From my perspective, I don't want to simply settle. Like even when we go to the supermarket we pick the largest, prettiest and healthiest fruit in the whole lot. What more a partner who you're gonna share your life with and have kids with? Don't HH yourself and your future kids, just because your afraid that you're afraid to be left on the shelf. Okay so maybe some people are just despo, helpless and looking for a quick fix through marriage. That's fine too. It is human nature to be striving for convenience and comfort. But when I hear stories of women just putting up with their mens' crap, I feel quite disturbed. Their self worth is only determined when a man lets her hang around him. Sigh. 

I'm not here to judge and whatever, but that's just the case. What I'm more concerned is the honour of the choices that people make. Even if other people give their endless opinions, the choice is ours to make and other people should just go find something else beneficial to do. Like when I say ok, at the moment, being in a relationship isn't something I feel like doing at this moment, there is no need of speculating about the reasons why I don't want to. The reason may be: I got hurt before, I have low self confidence in myself, I'm gay, I have a bad attitude that repels men, I'm pretending to be a strong independent woman denying my need for a man. Like whatever. Why do you need to justify my decisions in life? I don't think God sends single men or women to hell just because they refuse to get married.

Honestly, no reason. I don't feel like it. I just like going through the motions of life and let it unfold naturally. Life is too short to worry about everything and it's totally out of control. I just date around, chat up a few guys and enjoy myself without having to envision how my future with every guy would be. Yeah you may be right that if I wait too long, I'll grow old and saggy and no one would want me. Surprise. Big deal. The guy would need to put up with the fact I'd grow old and saggy sooner or later. I don't want to interpret that if I can't get a guy, means I'm not attractive enough. Why would you want to adapt such a negative mentality for yourself? Thinking this way would only make you want to kill yourself faster out of self loathing and hypersensitivity.

My top priority lies in getting married and having a family of course, considering what a traditionalist I am.

My requirements aren't high, just that as long as we get along well and we feel that we're comfortable together, that's good enough.

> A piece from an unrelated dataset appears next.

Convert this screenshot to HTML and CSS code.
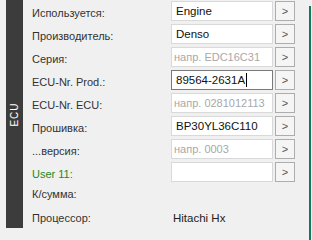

Mental wavelength has to be about equal, he needs to get my jokes and I get his. Like right now, I just need to detect whether I have any feel for that person. Plus feelings need to be reciprocated, not that if you like someone then can already.

But let's say, it wasn't meant to be. For whatever reason.

What am I supposed to do? Throw myself in the river, is it? Cannot also.

I don't want to think that it's utterly unacceptable to be unmarried. I'd like to look on the brighter side of things. They say you need a husband for company. Well, you have friends and family and pets. He's not the only living creature on earth. Plus, let's say you divorce him or he dies early? In the end, friends and family are the only people you can actually fall back to.

Financial support? Can't rely totally on him too. What if he becomes disabled, fired, disinherited or he spends all the money? Rich people can fall from grace too. It's more reliable to have your own secret stash that you have full control over.

Love? Love can make or break a person. 

Sometimes I would think, love is not worth having this permanent wound in your heart when something bad happens. The pain of being separated for whatever reason is just dreadful. Detaching your emotions from a person is worst that just tearing out your capillaries out of your body. It's not as easy to heal too. My personal motto is, being married is ideal and prolly the best option for people in general, but being single is way better that having your heart broken or dating the Mr. Wrong.
Some guy told me that love is about hugging, kissing and holding someone. Going out together for meals and all the funky stuff... 

I'd prolly won't exactly die without it. Actually not often I think about it. It's just like, "Oh yeah, okay." What about all this big hype that people get so jealous over all the time? 

To answer the big Q about when's my turn next? Dunno, see how it goes and be genuinely happy along the way.